"Cold" bias? "Hot" bias?

Mike M.

New member
I understand the need for an amp to be biased but I'm not real sure what is meant by cold vs. hot bias. What effect on an amps tone would either/or have? Thanks.
 
Like an idle on a car engine. Too high an idle, you burn too much gas (kill off tubes too quickly), car lurches into gear (goes from quiet to raging distortion too quickly).

Too low, the car stalls out, but man does it save gas! :)
 
So if I'm understanding this correctley, if the bias is set to hot the distortion will be too harsh, and if the bias is set to cold the distortion would be rather wimpy? Is this right?
 
i think itsmore like if you set the bias cold you will have much more headroom, that is more volume before it starts to break up, then hot is the opposite, hots better if you want cranked quality tube distortion at lower levels..
 
You can bias by ear. When the amp sounds boldest, punchiest,
and the most healthy, it's probably where it should be.

To cold. The distortion sounds grainy and feeble.

To hot. The normal sound of the amp is TOO pushed sounding
and it lacks boldness. Get's kinda squishy sounding.
 
Hot means you are running more voltage into the tube. More voltage will mean the tube will heat up more and distort more. It will also shorten the tubes life somewhat.

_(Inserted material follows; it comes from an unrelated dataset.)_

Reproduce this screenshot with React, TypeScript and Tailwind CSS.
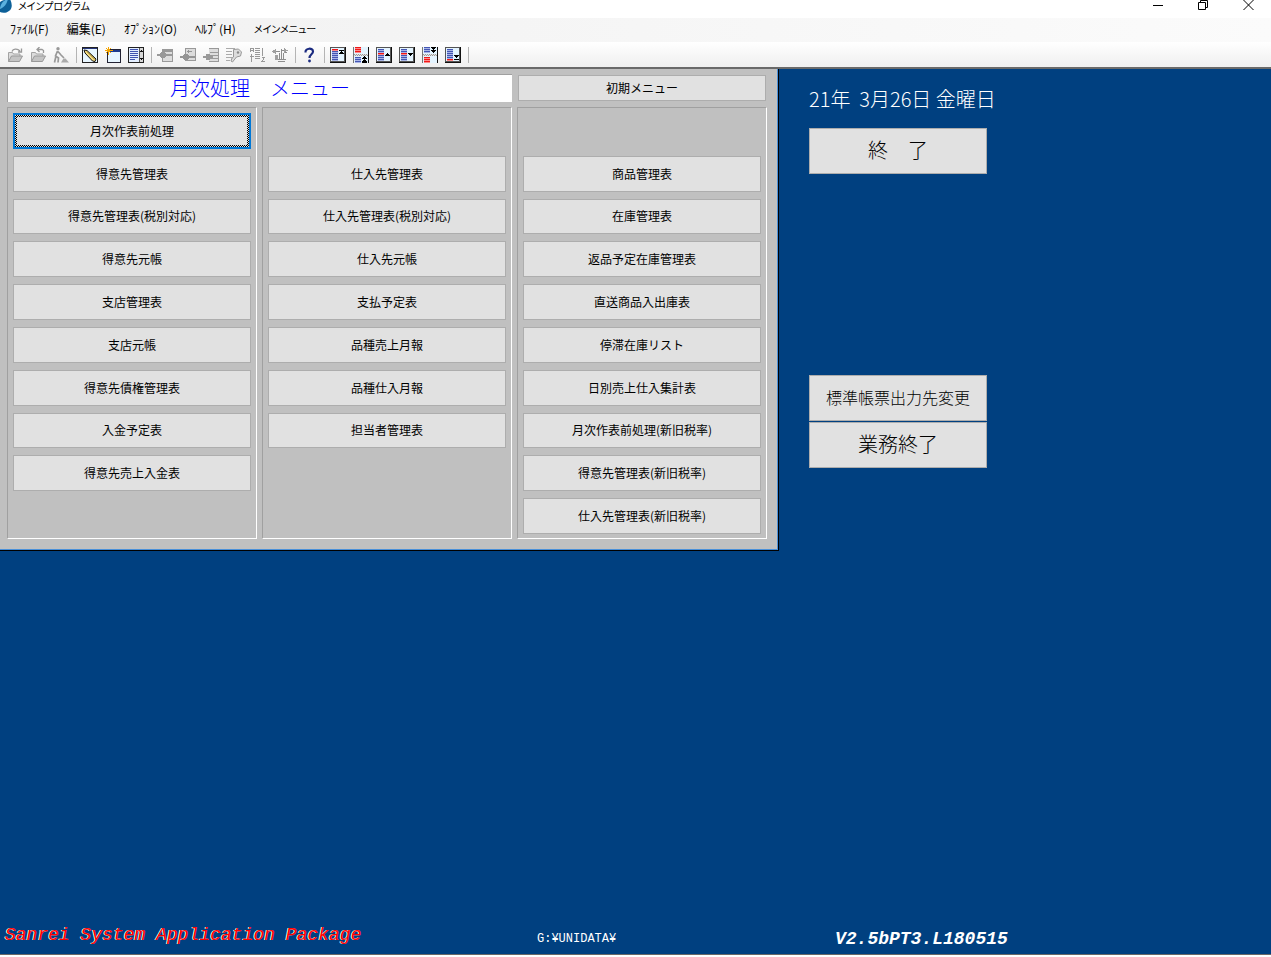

And obviously Cold would mean lower voltage to the tube, not pushed as hard so its cleaner, not as hot physically, and longer life.
 
Thanks all. All this pertains to my Hughes and Kettner Tube 50 combo. I plan on having JJ's installed and was trying to figure out if the amps bias is currectley set to hot or cold. Nasty kind of distortion. Too much distortion too soon from the amps distortion channel. Has a very harsh, "barky" kind of sound to it.
 
To cold. The distortion sounds grainy and feeble.

Exactly. I put new power tubes in my JCM 800 last year and thought I'd just see how it sounded before I had it biased. It sounded thin and raspy, really crappy. The tech set it was biased way to cold for those tubes.